[start]
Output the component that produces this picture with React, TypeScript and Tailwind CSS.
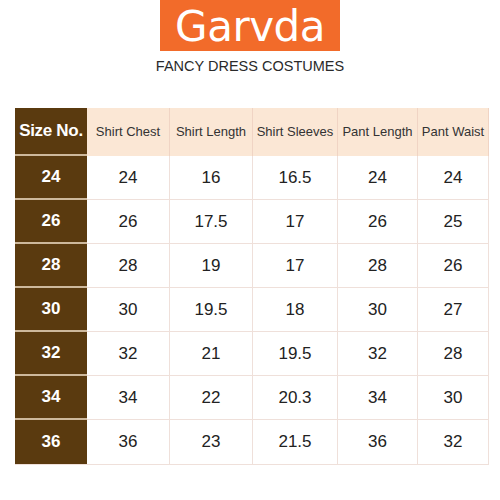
const headers = ["Shirt Chest", "Shirt Length", "Shirt Sleeves", "Pant Length", "Pant Waist"];

const rows: [string, string[]][] = [
  ["24", ["24", "16", "16.5", "24", "24"]],
  ["26", ["26", "17.5", "17", "26", "25"]],
  ["28", ["28", "19", "17", "28", "26"]],
  ["30", ["30", "19.5", "18", "30", "27"]],
  ["32", ["32", "21", "19.5", "32", "28"]],
  ["34", ["34", "22", "20.3", "34", "30"]],
  ["36", ["36", "23", "21.5", "36", "32"]],
];

export default function App() {
  return (
    <div className="flex h-[500px] w-[500px] flex-col bg-white font-['Liberation_Sans',Arial,sans-serif]">
      <div className="flex flex-col items-center">
        <div className="flex h-[51px] w-[180px] items-center justify-center bg-[#f26b2a]">
          <span className="mt-[2px] font-['DejaVu_Sans',sans-serif] text-[42px] leading-none tracking-[-0.5px] text-white">
            Garvda
          </span>
        </div>
        <p className="mt-[6px] text-[14.5px] leading-[18px] text-[#2a2a2a]">FANCY DRESS COSTUMES</p>
      </div>

      <div className="ml-[15px] mt-[33px] grid w-[474px] grid-cols-[72px_83px_83px_85px_80px_71px] border-b border-r border-[#efe0da]">
        <div className="flex h-[48px] items-center justify-center border-b-2 border-[#cdb89c] bg-[#5a3a0f] text-[17px] font-bold tracking-[-0.3px] text-white">
          Size No.
        </div>
        {headers.map((h) => (
          <div
            key={h}
            className="flex h-[48px] items-center justify-center border-r border-[#f0d4c4] bg-[#fbe7d5] text-[13px] text-[#333]"
          >
            {h}
          </div>
        ))}
        {rows.map(([size, vals], i) => (
          <Row key={size} size={size} vals={vals} last={i === rows.length - 1} />
        ))}
      </div>
    </div>
  );
}

function Row({ size, vals, last }: { size: string; vals: string[]; last: boolean }) {
  return (
    <>
      <div
        className={
          last
            ? "flex h-[44px] items-center justify-center bg-[#5a3a0f] text-[17px] font-bold text-white"
            : "flex h-[44px] items-center justify-center border-b-2 border-[#cdb89c] bg-[#5a3a0f] text-[17px] font-bold text-white"
        }
      >
        {size}
      </div>
      {vals.map((v, j) => (
        <div
          key={j}
          className={
            last
              ? "flex h-[44px] items-center justify-center border-r border-[#efe0da] text-[17px] text-[#222]"
              : "flex h-[44px] items-center justify-center border-b border-r border-[#efe0da] text-[17px] text-[#222]"
          }
        >
          {v}
        </div>
      ))}
    </>
  );
}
[end]
» **Task**
Reproduce the listing word for word and omit its pictures.

» **Expected answer**
Output the component that produces this picture with React, TypeScript and Tailwind CSS.
const headers = ["Shirt Chest", "Shirt Length", "Shirt Sleeves", "Pant Length", "Pant Waist"];

const rows: [string, string[]][] = [
  ["24", ["24", "16", "16.5", "24", "24"]],
  ["26", ["26", "17.5", "17", "26", "25"]],
  ["28", ["28", "19", "17", "28", "26"]],
  ["30", ["30", "19.5", "18", "30", "27"]],
  ["32", ["32", "21", "19.5", "32", "28"]],
  ["34", ["34", "22", "20.3", "34", "30"]],
  ["36", ["36", "23", "21.5", "36", "32"]],
];

export default function App() {
  return (
    <div className="flex h-[500px] w-[500px] flex-col bg-white font-['Liberation_Sans',Arial,sans-serif]">
      <div className="flex flex-col items-center">
        <div className="flex h-[51px] w-[180px] items-center justify-center bg-[#f26b2a]">
          <span className="mt-[2px] font-['DejaVu_Sans',sans-serif] text-[42px] leading-none tracking-[-0.5px] text-white">
            Garvda
          </span>
        </div>
        <p className="mt-[6px] text-[14.5px] leading-[18px] text-[#2a2a2a]">FANCY DRESS COSTUMES</p>
      </div>

      <div className="ml-[15px] mt-[33px] grid w-[474px] grid-cols-[72px_83px_83px_85px_80px_71px] border-b border-r border-[#efe0da]">
        <div className="flex h-[48px] items-center justify-center border-b-2 border-[#cdb89c] bg-[#5a3a0f] text-[17px] font-bold tracking-[-0.3px] text-white">
          Size No.
        </div>
        {headers.map((h) => (
          <div
            key={h}
            className="flex h-[48px] items-center justify-center border-r border-[#f0d4c4] bg-[#fbe7d5] text-[13px] text-[#333]"
          >
            {h}
          </div>
        ))}
        {rows.map(([size, vals], i) => (
          <Row key={size} size={size} vals={vals} last={i === rows.length - 1} />
        ))}
      </div>
    </div>
  );
}

function Row({ size, vals, last }: { size: string; vals: string[]; last: boolean }) {
  return (
    <>
      <div
        className={
          last
            ? "flex h-[44px] items-center justify-center bg-[#5a3a0f] text-[17px] font-bold text-white"
            : "flex h-[44px] items-center justify-center border-b-2 border-[#cdb89c] bg-[#5a3a0f] text-[17px] font-bold text-white"
        }
      >
        {size}
      </div>
      {vals.map((v, j) => (
        <div
          key={j}
          className={
            last
              ? "flex h-[44px] items-center justify-center border-r border-[#efe0da] text-[17px] text-[#222]"
              : "flex h-[44px] items-center justify-center border-b border-r border-[#efe0da] text-[17px] text-[#222]"
          }
        >
          {v}
        </div>
      ))}
    </>
  );
}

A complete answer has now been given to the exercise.